Dans une certaine mesure, la ligne Buisson sera défendue dans cette élection par Jean-François Copé, qui a toujours assumé la stratégie de droitisation, notamment le débat sur la laïcité. La ligne Guaino aurait pu être défendue par son concepteur, si sa candidature avait été jusqu'au bout. Enfin, peut-être François Fillon défendra-t-il la ligne Borloo en se positionnant de facto comme candidat de centre-droit, ce qui serait assez surprenant pour qui connaît ses convictions sur l’orthodoxie budgétaire et le souverainisme.

Par ailleurs, sur le plan économique, la rigueur de droite ne serait sans doute pas mieux accueillie que la rigueur de gauche…

Il n’y a pas une politique unique de rigueur. Très concrètement, selon que la droite ou la gauche est au pouvoir, elle fait porter davantage les efforts sur les clientèles électorales de l’adversaire que sur les siennes. C’est d’ailleurs tout le problème de l’absence de gouvernement d’union nationale en temps de crise des finances publiques : selon la majorité en place, les efforts de réduction de la dépense publique frappent davantage un camp électoral qu’un autre.

Les questions de société (mariage homosexuel, droit de vote  des étrangers) seront-elles la planche de salut de la droite ?

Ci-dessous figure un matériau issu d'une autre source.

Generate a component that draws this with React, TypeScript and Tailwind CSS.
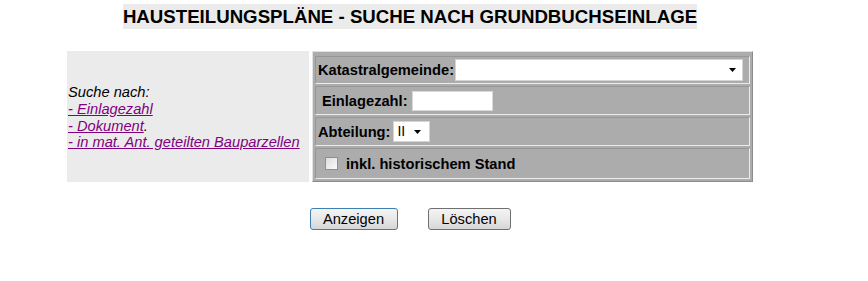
const Arrow = () => (
  <svg width="7" height="4" viewBox="0 0 7 4" className="block">
    <path d="M0 0h7L3.5 4z" fill="#000" />
  </svg>
)

const rowCls =
  "flex items-center border border-t-[#979797] border-l-[#979797] border-b-[#ececec] border-r-[#ececec] px-[2px]"

const App = () => {
  return (
    <div className="bg-white w-[868px] h-[281px] font-['Liberation_Sans',Arial,sans-serif] text-black">
      <div className="ml-[67px] w-[686px]">
        {/* Title */}
        <div className="pt-[4px] text-center">
          <span className="inline-block bg-[#ebebeb] font-bold text-[18.67px] leading-[25px]">
            HAUSTEILUNGSPLÄNE - SUCHE NACH GRUNDBUCHSEINLAGE
          </span>
        </div>

        {/* Search table */}
        <div className="mt-[21px] flex gap-[3px]">
          <div className="w-[242px] bg-[#ebebeb] flex items-center pl-[1px]">
            <div className="italic text-[14.67px] leading-[16.6px] pt-[2px]">
              <div>Suche nach:</div>
              <div>
                <a href="#" className="text-[#800080] underline">- Einlagezahl</a>
              </div>
              <div>
                <a href="#" className="text-[#800080] underline">- Dokument</a>.
              </div>
              <div>
                <a href="#" className="text-[#800080] underline">- in mat. Ant. geteilten Bauparzellen</a>
              </div>
            </div>
          </div>

          <div className="w-[441px] bg-[#acacac] border border-t-[#e2e2e2] border-l-[#e2e2e2] border-b-[#8c8c8c] border-r-[#8c8c8c] px-[2px] pt-[4px] pb-[2px] flex flex-col gap-[2px] font-bold text-[14.67px]">
            <div className={`${rowCls} h-[28px]`}>
              <span>Katastralgemeinde:</span>
              <div className="ml-[1px] w-[288px] h-[22px] bg-white border border-[#d4d4d4] flex items-center justify-end pr-[6px]">
                <Arrow />
              </div>
            </div>
            <div className={`${rowCls} h-[29px]`}>
              <span className="ml-[4px]">Einlagezahl:</span>
              <div className="ml-[4px] w-[81px] h-[20px] bg-white border border-[#d9d9d9]" />
            </div>
            <div className={`${rowCls} h-[29px]`}>
              <span>Abteilung:</span>
              <div className="ml-[3px] w-[37px] h-[21px] bg-white border border-[#d4d4d4] flex items-center pl-[3px] pr-[8px] justify-between font-normal text-[14px]">
                <span>II</span>
                <Arrow />
              </div>
            </div>
            <div className={`${rowCls} h-[31px]`}>
              <span className="ml-[7px] w-[13px] h-[13px] border border-[#8f8f8f] bg-gradient-to-br from-[#dcdcdc] to-[#fbfbfb] inline-block" />
              <span className="ml-[8px]">inkl. historischem Stand</span>
            </div>
          </div>
        </div>

        {/* Buttons */}
        <div className="mt-[26px] flex justify-center gap-[30px] text-[14.67px]">
          <button className="w-[88px] h-[22px] rounded-[3px] border border-[#3c7fb1] bg-gradient-to-b from-[#f4f4f4] via-[#e8e8e8] to-[#d6d6d6] leading-none">
            Anzeigen
          </button>
          <button className="w-[83px] h-[22px] rounded-[3px] border border-[#707070] bg-gradient-to-b from-[#f4f4f4] via-[#e8e8e8] to-[#d6d6d6] leading-none">
            Löschen
          </button>
        </div>
      </div>
    </div>
  )
}

export default App
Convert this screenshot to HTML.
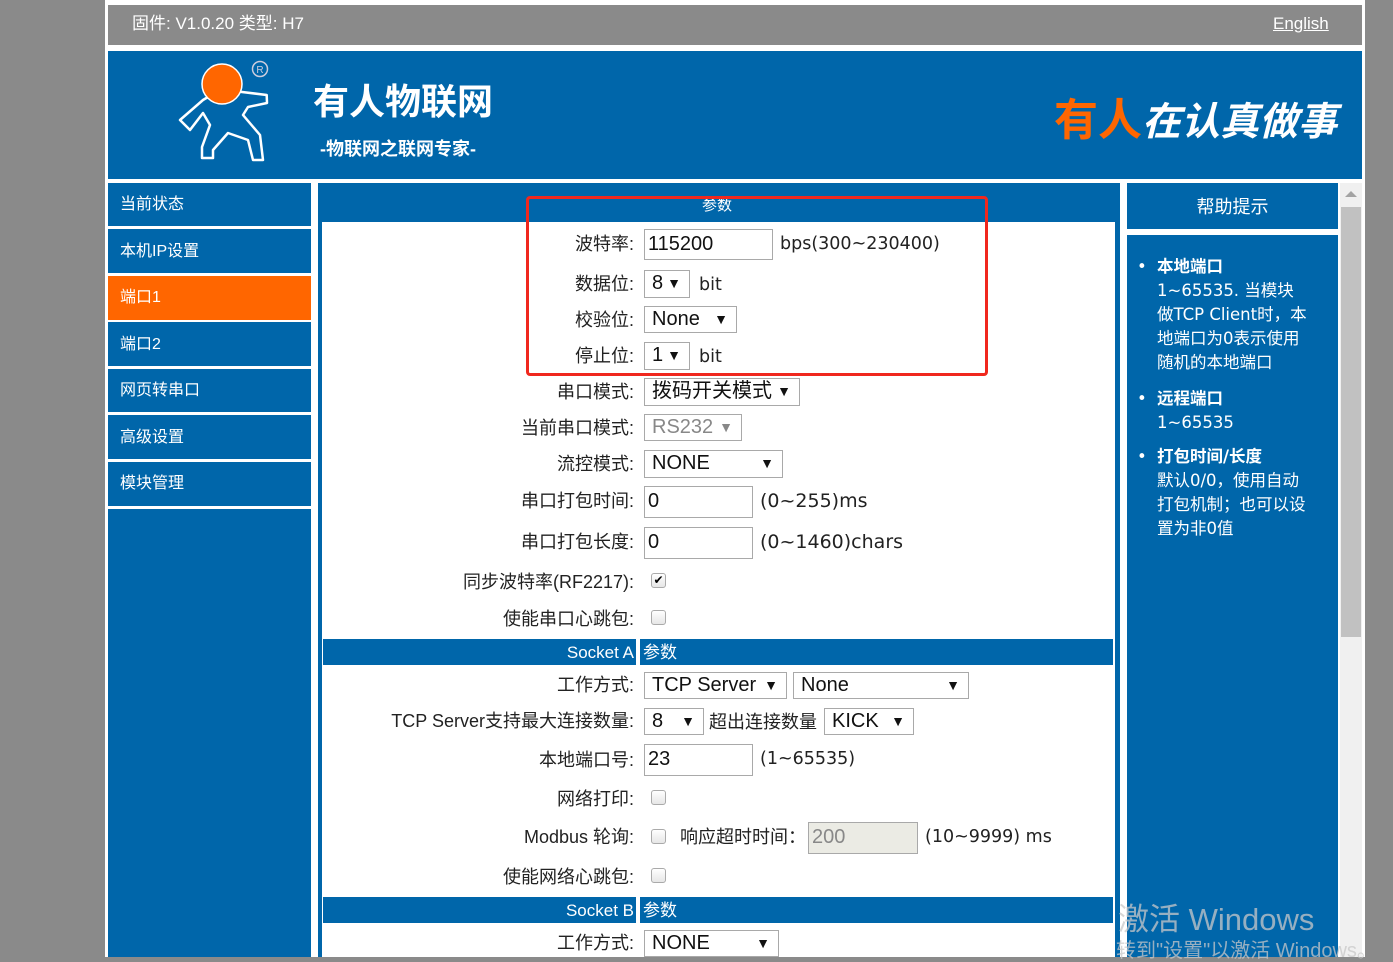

Elles peuvent en tout cas créer un véritable espace à droite.Aujourd'hui, la droite morale n’est plus incarnée au sein de l'UMP. Un leader politique faisant campagne sur le refus du mariage homosexuel, de l’homoparentalité, de l’éclatement de la cellule familiale traditionnelle, pourrait émerger à l'avenir pour peu qu’il ne radicalise pas son discours au point de se marginaliser. Un tel positionnement marcherait assez bien, par exemple, auprès des militants UMP du grand Est.